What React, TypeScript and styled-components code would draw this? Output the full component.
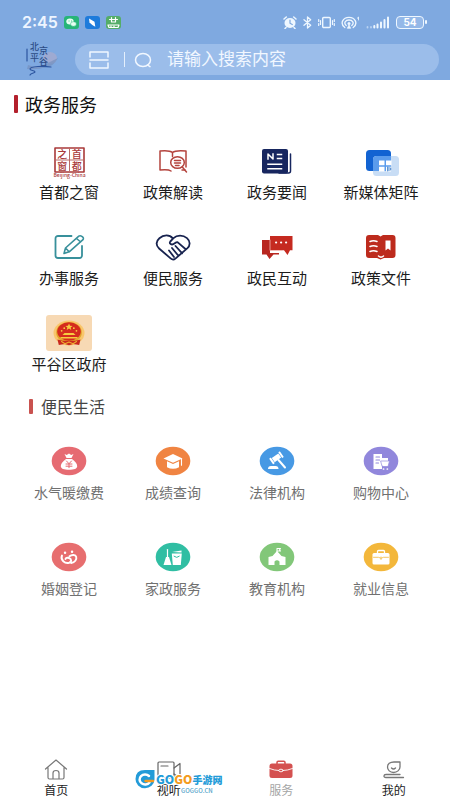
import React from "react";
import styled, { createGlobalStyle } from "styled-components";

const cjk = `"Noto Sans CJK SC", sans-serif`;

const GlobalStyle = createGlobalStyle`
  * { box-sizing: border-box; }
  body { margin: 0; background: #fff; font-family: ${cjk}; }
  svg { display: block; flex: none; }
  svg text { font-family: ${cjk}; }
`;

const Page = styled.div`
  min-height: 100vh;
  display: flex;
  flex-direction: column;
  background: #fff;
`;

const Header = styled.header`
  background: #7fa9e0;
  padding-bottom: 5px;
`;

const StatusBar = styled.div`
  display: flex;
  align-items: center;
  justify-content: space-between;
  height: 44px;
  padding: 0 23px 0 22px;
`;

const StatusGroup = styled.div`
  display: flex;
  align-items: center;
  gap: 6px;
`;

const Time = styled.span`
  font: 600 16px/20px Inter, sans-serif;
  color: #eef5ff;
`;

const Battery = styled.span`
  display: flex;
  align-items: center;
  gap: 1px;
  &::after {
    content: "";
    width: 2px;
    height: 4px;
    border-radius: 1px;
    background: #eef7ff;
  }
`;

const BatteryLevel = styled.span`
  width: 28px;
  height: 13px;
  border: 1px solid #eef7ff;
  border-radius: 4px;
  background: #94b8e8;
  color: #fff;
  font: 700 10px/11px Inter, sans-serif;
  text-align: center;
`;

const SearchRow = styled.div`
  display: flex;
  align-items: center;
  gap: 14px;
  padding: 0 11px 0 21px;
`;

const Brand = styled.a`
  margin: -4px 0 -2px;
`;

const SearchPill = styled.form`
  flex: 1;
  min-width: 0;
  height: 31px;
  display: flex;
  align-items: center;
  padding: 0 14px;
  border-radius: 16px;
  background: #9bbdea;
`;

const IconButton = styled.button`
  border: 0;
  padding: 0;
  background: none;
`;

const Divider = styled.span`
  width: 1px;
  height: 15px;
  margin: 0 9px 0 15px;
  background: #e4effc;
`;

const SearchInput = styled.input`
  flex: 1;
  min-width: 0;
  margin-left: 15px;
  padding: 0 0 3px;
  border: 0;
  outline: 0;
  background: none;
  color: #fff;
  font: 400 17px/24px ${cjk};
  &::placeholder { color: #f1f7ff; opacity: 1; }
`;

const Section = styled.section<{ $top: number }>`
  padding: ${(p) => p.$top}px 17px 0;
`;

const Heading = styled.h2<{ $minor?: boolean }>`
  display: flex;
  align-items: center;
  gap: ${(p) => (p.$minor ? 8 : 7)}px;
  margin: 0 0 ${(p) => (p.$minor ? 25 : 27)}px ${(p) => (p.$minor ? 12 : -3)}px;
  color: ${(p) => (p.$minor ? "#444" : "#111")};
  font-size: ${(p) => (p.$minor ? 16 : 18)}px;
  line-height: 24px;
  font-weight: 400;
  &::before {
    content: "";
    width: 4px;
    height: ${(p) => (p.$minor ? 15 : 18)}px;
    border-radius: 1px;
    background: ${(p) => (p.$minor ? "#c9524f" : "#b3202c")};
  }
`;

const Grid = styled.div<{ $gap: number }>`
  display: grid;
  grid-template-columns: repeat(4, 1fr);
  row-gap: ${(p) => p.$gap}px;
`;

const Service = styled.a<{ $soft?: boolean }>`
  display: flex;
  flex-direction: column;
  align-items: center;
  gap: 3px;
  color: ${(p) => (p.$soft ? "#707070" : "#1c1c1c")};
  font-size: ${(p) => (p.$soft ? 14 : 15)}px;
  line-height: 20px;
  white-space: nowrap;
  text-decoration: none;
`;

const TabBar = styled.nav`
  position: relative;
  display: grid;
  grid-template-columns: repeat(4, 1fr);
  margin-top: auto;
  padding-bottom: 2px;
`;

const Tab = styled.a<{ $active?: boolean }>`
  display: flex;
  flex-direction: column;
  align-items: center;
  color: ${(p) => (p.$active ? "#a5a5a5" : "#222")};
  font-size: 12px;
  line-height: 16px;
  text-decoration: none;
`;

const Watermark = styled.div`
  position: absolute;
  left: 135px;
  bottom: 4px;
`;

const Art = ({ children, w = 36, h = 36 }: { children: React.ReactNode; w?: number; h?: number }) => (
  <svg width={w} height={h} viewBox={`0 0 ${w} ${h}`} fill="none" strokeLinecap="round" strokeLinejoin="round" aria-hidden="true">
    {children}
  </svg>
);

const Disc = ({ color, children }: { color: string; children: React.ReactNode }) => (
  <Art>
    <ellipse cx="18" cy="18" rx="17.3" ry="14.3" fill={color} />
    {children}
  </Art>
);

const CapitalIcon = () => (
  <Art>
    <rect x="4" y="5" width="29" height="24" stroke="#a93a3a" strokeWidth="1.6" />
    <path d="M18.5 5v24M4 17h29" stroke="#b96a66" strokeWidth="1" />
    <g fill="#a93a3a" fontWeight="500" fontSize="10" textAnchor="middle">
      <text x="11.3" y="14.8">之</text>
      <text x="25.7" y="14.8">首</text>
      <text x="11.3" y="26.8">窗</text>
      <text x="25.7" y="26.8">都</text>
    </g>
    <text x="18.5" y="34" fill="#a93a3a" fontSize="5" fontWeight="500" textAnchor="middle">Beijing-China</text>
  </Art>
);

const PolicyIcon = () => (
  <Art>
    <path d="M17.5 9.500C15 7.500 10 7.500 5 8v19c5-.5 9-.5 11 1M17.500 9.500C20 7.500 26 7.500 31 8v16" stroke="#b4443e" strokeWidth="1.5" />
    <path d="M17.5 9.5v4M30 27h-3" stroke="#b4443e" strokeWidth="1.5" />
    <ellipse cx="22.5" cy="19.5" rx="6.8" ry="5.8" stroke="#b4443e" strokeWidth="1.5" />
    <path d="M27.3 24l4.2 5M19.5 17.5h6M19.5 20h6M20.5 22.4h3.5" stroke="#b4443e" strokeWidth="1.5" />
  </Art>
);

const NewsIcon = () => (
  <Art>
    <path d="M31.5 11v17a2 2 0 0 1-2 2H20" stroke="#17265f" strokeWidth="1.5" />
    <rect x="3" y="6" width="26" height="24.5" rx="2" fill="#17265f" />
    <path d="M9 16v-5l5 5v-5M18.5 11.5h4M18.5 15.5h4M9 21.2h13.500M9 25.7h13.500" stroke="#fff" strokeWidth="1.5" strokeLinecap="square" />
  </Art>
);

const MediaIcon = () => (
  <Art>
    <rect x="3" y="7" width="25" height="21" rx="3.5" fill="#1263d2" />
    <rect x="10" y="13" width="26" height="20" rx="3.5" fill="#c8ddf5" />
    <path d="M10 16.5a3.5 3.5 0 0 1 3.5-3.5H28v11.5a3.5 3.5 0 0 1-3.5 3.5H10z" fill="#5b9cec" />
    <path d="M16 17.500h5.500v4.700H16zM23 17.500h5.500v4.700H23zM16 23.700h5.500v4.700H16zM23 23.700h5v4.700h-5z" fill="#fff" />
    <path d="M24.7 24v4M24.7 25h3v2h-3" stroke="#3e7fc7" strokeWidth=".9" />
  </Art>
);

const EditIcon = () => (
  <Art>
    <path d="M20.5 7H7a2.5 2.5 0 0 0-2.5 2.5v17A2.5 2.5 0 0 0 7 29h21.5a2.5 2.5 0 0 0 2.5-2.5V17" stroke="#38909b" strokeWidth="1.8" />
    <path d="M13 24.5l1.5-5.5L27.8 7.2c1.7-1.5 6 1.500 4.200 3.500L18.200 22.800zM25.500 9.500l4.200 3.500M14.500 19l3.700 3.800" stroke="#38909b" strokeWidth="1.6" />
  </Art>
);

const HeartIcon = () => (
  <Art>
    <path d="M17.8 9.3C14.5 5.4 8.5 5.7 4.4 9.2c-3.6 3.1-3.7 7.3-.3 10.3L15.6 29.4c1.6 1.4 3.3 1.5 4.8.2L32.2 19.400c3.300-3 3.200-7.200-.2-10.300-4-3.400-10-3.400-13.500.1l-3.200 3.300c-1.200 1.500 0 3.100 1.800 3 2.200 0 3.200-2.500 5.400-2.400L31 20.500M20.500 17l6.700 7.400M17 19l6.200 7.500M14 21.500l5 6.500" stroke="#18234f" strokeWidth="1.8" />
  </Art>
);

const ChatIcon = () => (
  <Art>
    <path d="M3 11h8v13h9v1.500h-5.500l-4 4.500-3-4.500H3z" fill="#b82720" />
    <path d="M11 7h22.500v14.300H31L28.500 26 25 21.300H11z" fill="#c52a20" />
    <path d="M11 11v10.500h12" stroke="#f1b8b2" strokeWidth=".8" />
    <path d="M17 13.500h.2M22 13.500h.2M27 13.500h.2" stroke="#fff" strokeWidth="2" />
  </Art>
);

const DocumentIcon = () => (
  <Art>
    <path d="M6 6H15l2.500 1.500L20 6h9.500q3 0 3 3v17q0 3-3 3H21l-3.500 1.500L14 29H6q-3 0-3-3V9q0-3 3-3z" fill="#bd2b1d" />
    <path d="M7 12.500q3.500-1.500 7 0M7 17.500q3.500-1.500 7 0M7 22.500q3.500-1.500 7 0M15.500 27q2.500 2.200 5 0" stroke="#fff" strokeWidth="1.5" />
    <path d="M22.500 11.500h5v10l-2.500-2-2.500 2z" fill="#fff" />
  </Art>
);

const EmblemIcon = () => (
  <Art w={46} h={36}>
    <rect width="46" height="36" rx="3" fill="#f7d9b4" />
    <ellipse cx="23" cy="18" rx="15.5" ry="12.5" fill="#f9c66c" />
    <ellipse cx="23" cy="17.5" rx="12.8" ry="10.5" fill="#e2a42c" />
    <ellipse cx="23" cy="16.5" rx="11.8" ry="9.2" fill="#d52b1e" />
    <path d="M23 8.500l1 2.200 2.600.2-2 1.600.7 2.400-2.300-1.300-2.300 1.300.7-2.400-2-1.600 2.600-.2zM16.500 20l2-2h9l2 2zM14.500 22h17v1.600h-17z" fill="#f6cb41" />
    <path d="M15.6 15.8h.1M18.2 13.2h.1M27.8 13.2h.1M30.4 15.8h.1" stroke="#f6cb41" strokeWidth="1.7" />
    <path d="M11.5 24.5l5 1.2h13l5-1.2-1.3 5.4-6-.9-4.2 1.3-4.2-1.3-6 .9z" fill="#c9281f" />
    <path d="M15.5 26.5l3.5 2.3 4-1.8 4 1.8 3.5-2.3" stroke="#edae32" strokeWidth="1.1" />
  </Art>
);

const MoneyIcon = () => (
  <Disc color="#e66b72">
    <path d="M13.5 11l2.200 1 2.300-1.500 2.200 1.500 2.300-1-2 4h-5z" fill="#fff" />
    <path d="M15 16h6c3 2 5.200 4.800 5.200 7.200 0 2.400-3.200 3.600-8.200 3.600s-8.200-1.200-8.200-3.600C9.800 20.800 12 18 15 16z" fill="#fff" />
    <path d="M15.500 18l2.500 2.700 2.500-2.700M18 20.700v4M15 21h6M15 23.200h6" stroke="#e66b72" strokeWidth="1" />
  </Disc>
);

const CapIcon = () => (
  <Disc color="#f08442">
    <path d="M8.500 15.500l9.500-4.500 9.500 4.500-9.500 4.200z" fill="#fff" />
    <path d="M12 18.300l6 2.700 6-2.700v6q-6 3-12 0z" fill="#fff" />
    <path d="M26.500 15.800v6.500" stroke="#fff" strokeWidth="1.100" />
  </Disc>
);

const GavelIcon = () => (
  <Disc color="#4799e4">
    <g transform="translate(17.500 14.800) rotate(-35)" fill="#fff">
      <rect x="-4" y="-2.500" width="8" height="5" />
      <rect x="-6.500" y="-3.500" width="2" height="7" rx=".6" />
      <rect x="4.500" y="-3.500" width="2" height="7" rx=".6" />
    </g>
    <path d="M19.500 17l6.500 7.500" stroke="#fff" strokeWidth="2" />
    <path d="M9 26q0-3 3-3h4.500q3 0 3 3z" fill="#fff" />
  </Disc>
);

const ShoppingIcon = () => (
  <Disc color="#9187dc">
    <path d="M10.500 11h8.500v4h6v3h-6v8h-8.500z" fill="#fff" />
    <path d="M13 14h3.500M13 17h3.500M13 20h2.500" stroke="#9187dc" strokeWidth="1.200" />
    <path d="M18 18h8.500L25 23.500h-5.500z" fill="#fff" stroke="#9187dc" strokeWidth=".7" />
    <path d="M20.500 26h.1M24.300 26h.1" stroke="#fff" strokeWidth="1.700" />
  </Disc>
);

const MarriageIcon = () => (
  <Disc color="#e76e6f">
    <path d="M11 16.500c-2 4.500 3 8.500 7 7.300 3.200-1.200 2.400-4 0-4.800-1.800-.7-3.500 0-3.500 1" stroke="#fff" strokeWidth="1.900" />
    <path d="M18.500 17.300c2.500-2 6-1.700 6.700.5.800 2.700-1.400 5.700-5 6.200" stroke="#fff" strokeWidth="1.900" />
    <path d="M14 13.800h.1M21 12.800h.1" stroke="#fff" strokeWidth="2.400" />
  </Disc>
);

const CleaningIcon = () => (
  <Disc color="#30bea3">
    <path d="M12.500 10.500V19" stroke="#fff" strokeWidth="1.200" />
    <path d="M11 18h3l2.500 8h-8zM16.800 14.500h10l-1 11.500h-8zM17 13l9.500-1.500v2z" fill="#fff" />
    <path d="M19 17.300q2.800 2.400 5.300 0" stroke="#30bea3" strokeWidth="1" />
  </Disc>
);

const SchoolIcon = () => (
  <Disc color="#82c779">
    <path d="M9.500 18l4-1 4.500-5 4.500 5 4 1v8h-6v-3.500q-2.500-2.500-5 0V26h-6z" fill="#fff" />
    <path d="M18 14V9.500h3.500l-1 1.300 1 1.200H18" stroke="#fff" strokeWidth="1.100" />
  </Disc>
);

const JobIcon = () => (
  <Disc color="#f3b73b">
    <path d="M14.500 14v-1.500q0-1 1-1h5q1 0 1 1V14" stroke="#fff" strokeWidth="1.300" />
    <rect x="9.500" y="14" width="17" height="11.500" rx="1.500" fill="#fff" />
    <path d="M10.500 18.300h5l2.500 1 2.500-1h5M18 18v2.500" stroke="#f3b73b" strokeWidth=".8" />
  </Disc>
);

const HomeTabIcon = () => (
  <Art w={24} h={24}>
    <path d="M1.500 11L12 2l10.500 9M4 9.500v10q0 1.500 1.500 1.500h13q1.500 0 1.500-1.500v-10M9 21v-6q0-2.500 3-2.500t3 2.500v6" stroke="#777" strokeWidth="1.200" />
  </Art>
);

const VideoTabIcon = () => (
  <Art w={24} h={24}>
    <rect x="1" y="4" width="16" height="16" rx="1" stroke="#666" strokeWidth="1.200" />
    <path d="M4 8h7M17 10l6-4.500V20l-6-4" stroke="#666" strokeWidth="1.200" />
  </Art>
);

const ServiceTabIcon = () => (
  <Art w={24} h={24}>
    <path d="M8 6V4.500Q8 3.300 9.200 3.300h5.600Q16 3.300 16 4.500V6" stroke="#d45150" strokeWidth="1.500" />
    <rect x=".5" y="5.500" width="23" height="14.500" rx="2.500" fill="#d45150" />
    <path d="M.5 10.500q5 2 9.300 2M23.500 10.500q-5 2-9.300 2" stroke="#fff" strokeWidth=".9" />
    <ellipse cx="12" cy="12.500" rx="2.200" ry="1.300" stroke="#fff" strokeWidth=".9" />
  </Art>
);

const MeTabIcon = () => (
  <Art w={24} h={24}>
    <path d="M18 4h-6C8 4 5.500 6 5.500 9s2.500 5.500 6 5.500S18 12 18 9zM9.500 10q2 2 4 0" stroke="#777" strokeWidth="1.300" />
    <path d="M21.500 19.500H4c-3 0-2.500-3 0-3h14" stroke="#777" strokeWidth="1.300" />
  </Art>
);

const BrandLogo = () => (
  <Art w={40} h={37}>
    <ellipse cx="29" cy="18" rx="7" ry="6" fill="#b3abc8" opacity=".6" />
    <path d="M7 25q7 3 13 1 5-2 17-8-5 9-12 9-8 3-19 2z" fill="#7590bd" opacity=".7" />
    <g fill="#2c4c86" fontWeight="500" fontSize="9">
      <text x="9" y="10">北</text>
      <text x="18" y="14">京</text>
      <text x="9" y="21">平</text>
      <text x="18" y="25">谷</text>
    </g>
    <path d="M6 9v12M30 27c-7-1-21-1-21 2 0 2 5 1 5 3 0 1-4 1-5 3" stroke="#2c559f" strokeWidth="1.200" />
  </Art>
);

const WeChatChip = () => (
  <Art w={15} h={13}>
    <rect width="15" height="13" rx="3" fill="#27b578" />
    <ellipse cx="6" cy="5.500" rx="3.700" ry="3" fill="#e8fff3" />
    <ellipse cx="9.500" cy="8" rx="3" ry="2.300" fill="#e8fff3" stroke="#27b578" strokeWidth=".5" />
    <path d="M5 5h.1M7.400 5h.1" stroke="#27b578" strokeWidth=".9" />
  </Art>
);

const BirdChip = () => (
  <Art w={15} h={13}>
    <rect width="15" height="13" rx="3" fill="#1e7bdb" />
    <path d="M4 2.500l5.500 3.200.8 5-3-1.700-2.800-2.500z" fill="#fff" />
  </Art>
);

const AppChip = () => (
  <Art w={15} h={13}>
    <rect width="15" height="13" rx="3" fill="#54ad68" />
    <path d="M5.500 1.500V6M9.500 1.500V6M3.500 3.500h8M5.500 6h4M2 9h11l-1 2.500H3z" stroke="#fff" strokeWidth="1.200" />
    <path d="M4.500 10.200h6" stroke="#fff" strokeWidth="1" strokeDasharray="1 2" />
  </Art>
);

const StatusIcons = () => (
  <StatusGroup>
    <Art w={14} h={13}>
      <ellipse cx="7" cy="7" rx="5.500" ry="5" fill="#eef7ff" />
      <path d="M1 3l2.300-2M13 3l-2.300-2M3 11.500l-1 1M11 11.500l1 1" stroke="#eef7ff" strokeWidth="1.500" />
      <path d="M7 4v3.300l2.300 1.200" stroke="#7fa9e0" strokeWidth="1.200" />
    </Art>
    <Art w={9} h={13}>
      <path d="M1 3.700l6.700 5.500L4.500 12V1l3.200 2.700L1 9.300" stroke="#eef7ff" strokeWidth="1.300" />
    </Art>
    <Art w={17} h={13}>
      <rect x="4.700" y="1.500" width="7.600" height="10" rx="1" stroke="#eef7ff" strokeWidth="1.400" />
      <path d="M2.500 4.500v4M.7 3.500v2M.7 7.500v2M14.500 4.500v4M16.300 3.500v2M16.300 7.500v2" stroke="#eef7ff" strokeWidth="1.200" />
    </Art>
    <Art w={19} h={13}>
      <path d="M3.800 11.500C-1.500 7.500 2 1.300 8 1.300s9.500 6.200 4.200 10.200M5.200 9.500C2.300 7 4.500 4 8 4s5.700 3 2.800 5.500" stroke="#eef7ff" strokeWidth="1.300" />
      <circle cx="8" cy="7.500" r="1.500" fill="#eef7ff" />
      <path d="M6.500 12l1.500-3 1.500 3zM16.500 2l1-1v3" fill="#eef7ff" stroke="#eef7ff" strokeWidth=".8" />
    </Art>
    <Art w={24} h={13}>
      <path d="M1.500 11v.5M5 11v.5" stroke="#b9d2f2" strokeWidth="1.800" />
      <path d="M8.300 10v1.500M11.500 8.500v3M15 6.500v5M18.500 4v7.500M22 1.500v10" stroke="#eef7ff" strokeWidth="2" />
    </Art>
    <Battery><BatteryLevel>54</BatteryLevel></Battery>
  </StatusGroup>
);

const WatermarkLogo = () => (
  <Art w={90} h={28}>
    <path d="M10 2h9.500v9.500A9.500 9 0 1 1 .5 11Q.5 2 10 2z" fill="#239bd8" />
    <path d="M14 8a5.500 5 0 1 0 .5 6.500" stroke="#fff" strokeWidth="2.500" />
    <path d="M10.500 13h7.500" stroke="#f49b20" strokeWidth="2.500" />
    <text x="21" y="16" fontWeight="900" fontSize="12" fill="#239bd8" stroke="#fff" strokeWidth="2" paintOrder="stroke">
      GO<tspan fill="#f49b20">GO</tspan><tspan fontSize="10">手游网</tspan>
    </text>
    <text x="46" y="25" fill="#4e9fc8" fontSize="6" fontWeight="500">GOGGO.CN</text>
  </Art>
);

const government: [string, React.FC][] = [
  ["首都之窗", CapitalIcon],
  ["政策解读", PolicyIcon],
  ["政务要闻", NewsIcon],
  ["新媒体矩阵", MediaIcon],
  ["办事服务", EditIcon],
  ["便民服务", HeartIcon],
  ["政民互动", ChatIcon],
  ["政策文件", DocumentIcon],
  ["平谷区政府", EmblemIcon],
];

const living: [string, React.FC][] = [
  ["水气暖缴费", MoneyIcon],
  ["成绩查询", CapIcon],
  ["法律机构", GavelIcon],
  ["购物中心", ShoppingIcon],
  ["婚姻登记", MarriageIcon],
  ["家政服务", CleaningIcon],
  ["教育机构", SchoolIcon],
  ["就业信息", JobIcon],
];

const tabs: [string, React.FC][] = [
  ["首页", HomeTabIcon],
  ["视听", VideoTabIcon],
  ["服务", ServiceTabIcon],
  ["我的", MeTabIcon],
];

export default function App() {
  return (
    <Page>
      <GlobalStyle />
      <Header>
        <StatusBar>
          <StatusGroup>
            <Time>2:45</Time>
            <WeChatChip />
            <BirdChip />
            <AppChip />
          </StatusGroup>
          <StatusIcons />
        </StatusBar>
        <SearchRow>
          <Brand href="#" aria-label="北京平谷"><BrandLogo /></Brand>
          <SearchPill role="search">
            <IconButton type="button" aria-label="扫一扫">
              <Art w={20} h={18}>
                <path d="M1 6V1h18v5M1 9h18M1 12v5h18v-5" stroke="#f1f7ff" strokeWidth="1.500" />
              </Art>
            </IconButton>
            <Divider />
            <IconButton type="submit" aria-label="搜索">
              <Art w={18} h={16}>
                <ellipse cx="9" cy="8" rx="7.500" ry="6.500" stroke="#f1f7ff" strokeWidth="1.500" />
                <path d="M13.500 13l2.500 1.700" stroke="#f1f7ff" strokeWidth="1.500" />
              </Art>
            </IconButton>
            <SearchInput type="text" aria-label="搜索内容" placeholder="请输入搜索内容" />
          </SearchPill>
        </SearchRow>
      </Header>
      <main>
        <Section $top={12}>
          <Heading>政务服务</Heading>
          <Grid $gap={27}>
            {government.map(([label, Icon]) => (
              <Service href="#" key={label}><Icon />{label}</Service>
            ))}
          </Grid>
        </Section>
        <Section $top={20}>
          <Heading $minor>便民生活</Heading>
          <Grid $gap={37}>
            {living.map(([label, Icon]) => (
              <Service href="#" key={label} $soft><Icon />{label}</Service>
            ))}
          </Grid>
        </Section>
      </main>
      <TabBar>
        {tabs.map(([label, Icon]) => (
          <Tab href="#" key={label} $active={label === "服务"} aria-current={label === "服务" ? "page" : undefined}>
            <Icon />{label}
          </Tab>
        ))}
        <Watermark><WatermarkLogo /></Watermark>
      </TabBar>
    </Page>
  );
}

----

** EXERCISE REQUIREMENTS **
Search the data above for the string "React" and copy each line that has it.

** FINISHED TASK **
What React, TypeScript and styled-components code would draw this? Output the full component.
import React from "react";
const Art = ({ children, w = 36, h = 36 }: { children: React.ReactNode; w?: number; h?: number }) => (
const Disc = ({ color, children }: { color: string; children: React.ReactNode }) => (
const government: [string, React.FC][] = [
const living: [string, React.FC][] = [
const tabs: [string, React.FC][] = [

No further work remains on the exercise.